[Data supplied]
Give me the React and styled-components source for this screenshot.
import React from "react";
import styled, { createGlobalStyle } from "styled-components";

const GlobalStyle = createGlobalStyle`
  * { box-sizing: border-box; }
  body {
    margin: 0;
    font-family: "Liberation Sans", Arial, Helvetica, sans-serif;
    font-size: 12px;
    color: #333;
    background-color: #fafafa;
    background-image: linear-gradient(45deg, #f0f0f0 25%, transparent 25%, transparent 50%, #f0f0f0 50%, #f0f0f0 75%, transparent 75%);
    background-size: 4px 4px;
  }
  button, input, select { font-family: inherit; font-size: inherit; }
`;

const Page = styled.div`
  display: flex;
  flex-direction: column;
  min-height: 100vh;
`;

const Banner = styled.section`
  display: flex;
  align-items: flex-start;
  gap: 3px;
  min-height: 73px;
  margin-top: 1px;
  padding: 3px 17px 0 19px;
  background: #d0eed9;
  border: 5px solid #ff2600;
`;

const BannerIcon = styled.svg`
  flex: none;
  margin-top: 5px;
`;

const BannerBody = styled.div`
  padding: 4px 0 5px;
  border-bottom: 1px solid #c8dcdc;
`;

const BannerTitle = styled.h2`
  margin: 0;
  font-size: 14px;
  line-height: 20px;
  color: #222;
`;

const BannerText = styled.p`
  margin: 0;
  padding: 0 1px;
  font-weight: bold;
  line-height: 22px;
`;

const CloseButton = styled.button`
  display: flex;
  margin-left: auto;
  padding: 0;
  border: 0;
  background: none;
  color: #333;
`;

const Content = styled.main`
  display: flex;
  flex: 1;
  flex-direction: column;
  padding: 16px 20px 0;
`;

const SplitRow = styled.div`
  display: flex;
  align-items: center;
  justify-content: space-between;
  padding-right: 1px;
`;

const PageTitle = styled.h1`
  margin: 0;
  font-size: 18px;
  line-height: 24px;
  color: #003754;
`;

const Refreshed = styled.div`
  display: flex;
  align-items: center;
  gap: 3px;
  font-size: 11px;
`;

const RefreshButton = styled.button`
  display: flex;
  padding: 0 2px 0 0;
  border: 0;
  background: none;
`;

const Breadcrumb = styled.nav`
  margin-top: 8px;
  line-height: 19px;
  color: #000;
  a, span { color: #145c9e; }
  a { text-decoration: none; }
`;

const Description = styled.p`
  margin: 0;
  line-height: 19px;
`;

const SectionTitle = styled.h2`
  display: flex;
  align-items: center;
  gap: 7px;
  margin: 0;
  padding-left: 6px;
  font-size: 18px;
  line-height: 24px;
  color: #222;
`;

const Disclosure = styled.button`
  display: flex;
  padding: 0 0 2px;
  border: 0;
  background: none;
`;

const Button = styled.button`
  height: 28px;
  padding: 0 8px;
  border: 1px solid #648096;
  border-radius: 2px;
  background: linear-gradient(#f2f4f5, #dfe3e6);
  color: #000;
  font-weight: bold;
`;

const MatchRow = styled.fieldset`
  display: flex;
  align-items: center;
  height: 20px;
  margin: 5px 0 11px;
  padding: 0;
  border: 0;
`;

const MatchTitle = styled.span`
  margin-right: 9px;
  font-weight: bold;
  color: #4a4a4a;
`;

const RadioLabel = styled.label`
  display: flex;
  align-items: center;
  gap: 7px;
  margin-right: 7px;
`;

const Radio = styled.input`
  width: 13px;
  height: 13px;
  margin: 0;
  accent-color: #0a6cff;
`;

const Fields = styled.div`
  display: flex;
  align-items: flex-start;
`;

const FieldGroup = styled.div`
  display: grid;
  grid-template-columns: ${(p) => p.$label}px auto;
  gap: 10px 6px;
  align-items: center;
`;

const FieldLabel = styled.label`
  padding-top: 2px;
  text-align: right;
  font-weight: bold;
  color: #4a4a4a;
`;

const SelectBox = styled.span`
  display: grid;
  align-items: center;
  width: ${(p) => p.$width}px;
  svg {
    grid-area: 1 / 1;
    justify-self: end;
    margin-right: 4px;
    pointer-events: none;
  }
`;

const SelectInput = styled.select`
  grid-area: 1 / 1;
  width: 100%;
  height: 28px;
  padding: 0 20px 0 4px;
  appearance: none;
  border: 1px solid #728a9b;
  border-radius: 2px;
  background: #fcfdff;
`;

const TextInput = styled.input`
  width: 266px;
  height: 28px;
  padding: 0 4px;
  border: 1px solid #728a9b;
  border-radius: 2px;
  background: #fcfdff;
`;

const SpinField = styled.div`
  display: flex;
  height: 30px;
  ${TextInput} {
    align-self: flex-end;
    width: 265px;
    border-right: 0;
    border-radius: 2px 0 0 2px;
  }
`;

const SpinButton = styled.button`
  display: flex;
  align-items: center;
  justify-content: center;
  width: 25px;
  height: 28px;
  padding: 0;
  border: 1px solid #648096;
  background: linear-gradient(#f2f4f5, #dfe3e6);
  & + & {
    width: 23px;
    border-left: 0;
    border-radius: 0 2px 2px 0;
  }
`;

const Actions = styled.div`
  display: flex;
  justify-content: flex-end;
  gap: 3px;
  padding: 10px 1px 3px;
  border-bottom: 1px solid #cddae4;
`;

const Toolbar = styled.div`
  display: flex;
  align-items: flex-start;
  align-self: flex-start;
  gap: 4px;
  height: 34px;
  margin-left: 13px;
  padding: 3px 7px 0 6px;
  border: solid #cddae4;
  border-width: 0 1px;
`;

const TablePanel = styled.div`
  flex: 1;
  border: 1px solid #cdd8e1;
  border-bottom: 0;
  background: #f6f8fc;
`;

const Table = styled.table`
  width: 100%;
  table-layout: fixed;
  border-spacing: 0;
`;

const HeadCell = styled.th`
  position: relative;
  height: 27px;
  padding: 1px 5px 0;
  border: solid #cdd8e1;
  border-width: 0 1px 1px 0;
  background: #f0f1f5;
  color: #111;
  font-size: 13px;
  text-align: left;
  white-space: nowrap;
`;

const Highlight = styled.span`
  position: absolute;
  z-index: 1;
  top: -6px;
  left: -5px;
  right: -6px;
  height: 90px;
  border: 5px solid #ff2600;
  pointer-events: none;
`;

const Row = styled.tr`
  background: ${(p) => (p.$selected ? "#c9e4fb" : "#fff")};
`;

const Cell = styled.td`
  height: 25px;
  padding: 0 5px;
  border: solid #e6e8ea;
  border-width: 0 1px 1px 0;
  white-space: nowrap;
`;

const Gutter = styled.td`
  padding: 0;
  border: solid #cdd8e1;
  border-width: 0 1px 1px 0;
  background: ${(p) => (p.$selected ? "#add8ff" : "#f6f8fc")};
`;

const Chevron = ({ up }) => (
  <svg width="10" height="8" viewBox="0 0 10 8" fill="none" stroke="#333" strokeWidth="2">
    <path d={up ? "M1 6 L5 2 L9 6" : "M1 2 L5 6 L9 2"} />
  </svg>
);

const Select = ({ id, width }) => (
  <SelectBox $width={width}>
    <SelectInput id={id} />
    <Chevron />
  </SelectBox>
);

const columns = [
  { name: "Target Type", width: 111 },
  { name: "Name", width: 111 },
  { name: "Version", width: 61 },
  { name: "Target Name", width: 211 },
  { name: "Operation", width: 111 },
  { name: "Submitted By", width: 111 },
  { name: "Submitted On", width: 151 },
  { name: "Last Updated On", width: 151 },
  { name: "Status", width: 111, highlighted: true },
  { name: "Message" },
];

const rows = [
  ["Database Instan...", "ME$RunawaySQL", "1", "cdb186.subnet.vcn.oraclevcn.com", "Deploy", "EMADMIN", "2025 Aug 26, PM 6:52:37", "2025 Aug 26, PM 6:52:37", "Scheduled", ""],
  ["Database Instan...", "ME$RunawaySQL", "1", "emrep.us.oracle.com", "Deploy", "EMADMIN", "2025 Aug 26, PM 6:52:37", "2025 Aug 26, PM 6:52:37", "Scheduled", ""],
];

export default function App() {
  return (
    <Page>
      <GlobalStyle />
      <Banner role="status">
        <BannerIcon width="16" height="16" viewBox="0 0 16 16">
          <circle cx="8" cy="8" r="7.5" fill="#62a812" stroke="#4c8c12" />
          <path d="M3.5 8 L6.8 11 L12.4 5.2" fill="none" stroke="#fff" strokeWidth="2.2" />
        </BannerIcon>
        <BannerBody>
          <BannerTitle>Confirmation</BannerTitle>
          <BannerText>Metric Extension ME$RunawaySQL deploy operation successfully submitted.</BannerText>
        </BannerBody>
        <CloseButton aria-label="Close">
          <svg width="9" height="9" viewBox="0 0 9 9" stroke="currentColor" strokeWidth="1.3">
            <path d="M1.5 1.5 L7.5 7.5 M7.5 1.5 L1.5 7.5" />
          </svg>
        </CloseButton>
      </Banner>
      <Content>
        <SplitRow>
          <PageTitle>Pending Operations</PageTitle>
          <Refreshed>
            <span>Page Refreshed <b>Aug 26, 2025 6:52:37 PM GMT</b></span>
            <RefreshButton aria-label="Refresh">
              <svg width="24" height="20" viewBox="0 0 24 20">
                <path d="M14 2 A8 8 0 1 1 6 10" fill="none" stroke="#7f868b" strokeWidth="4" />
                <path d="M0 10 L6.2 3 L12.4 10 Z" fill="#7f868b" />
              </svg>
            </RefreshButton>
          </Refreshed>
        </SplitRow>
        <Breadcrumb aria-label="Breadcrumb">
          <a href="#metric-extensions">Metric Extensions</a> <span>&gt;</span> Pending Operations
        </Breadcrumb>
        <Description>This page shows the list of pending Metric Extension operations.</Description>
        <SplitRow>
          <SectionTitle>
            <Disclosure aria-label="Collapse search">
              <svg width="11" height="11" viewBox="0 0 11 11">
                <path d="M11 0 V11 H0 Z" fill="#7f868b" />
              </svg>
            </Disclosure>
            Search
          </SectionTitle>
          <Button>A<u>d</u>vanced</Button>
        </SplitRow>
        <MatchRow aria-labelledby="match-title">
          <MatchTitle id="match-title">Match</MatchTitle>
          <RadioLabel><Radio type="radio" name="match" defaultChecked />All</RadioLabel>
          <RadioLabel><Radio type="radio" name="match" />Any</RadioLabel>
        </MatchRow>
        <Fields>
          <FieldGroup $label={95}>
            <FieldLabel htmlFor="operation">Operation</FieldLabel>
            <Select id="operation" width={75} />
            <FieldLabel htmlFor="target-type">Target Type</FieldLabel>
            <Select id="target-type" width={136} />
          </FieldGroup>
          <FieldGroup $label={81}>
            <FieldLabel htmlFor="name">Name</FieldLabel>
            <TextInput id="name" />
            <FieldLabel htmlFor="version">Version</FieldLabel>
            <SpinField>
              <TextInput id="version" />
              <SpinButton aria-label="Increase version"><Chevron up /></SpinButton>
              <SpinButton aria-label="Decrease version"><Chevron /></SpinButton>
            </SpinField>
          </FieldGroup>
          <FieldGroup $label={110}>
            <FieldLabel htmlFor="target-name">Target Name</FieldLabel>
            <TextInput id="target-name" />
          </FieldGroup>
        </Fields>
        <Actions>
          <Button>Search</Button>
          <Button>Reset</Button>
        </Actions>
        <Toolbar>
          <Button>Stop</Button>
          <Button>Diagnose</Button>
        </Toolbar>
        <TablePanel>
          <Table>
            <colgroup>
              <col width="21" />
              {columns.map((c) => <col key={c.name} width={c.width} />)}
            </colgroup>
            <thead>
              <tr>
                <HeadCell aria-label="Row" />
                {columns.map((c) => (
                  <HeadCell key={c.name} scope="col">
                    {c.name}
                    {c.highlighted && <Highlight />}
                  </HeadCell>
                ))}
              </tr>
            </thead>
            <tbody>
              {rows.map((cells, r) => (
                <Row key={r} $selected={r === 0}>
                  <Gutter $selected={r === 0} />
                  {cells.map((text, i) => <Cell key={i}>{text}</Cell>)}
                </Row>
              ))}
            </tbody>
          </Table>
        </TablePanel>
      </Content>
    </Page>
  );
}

* * *

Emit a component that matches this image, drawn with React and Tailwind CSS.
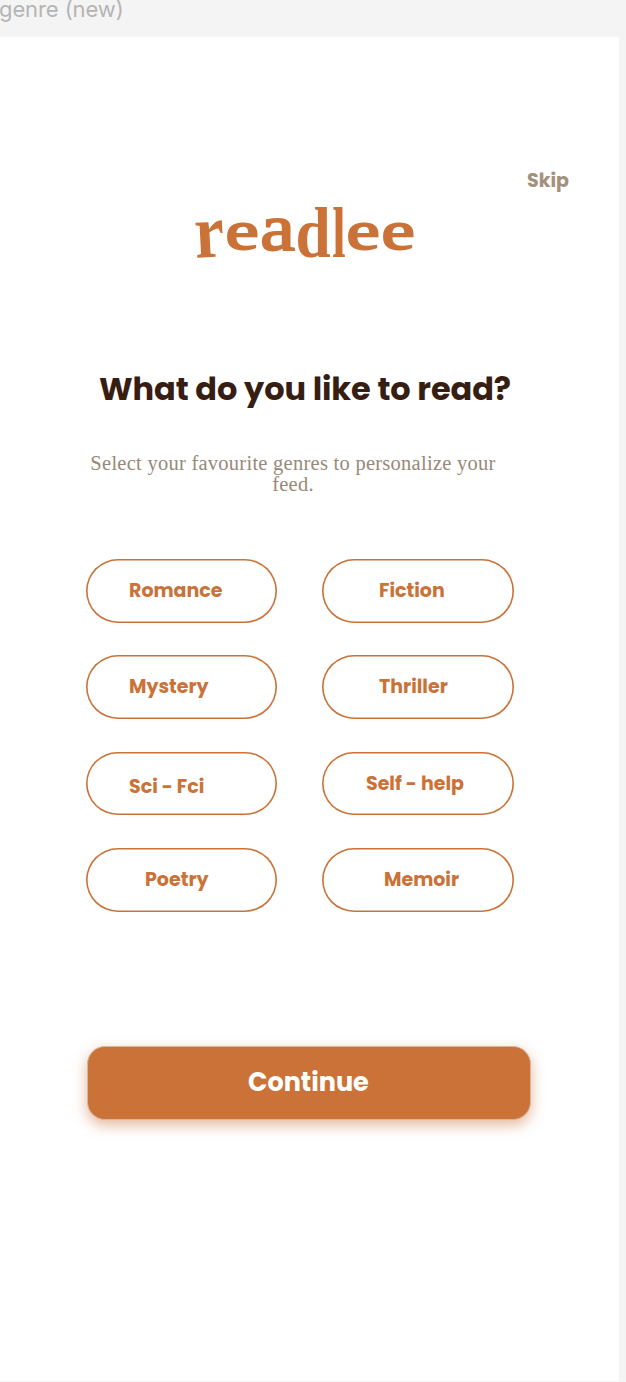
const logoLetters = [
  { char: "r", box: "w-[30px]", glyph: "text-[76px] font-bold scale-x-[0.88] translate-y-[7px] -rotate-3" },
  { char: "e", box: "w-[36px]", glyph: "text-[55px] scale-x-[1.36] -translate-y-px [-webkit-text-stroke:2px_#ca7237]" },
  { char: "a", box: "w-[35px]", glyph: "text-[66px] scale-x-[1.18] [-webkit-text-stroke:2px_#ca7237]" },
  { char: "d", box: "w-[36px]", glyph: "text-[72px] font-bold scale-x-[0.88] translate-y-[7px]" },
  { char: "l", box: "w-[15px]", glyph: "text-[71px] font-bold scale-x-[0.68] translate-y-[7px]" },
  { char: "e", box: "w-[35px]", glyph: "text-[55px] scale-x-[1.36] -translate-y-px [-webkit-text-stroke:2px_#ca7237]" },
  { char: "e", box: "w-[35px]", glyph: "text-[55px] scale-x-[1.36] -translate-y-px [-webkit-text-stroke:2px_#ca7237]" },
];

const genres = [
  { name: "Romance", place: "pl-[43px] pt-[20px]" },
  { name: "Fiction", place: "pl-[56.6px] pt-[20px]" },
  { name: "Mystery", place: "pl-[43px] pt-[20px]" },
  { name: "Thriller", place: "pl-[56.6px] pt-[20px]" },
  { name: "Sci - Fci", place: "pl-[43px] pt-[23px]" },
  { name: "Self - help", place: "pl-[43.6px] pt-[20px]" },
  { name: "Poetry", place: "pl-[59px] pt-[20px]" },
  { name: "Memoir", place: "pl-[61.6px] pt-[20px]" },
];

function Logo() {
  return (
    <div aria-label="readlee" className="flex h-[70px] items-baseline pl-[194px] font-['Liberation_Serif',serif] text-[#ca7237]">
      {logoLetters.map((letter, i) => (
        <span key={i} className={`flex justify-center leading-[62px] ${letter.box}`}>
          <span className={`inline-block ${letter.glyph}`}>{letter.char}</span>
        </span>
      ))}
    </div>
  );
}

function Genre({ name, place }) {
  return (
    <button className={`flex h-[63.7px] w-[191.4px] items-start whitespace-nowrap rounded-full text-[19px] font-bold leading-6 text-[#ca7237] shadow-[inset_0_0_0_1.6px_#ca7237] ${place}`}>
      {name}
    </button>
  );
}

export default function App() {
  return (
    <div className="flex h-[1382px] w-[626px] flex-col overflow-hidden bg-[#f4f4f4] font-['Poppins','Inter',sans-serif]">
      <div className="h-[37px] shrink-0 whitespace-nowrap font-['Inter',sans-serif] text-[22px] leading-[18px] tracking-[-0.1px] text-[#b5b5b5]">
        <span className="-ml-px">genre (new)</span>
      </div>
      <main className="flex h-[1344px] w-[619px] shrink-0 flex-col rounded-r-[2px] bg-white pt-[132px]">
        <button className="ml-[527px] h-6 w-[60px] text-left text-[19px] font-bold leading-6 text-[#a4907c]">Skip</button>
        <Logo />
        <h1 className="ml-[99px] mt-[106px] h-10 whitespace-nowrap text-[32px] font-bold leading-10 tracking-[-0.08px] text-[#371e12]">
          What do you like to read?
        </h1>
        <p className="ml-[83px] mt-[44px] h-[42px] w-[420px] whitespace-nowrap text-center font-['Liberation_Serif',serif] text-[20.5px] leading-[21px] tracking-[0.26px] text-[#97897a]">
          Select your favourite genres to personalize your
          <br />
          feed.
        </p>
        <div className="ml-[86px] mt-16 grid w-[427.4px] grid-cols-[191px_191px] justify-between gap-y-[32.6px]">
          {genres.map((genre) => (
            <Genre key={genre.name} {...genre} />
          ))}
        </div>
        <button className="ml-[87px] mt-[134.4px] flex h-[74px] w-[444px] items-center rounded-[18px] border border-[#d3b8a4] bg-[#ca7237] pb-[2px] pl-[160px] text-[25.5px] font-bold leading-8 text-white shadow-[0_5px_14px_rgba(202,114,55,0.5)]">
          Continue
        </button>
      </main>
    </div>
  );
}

[What this task involves] How many lines of the data contain the word "components"? Answer with the number alone.

[Result of this exercise] 2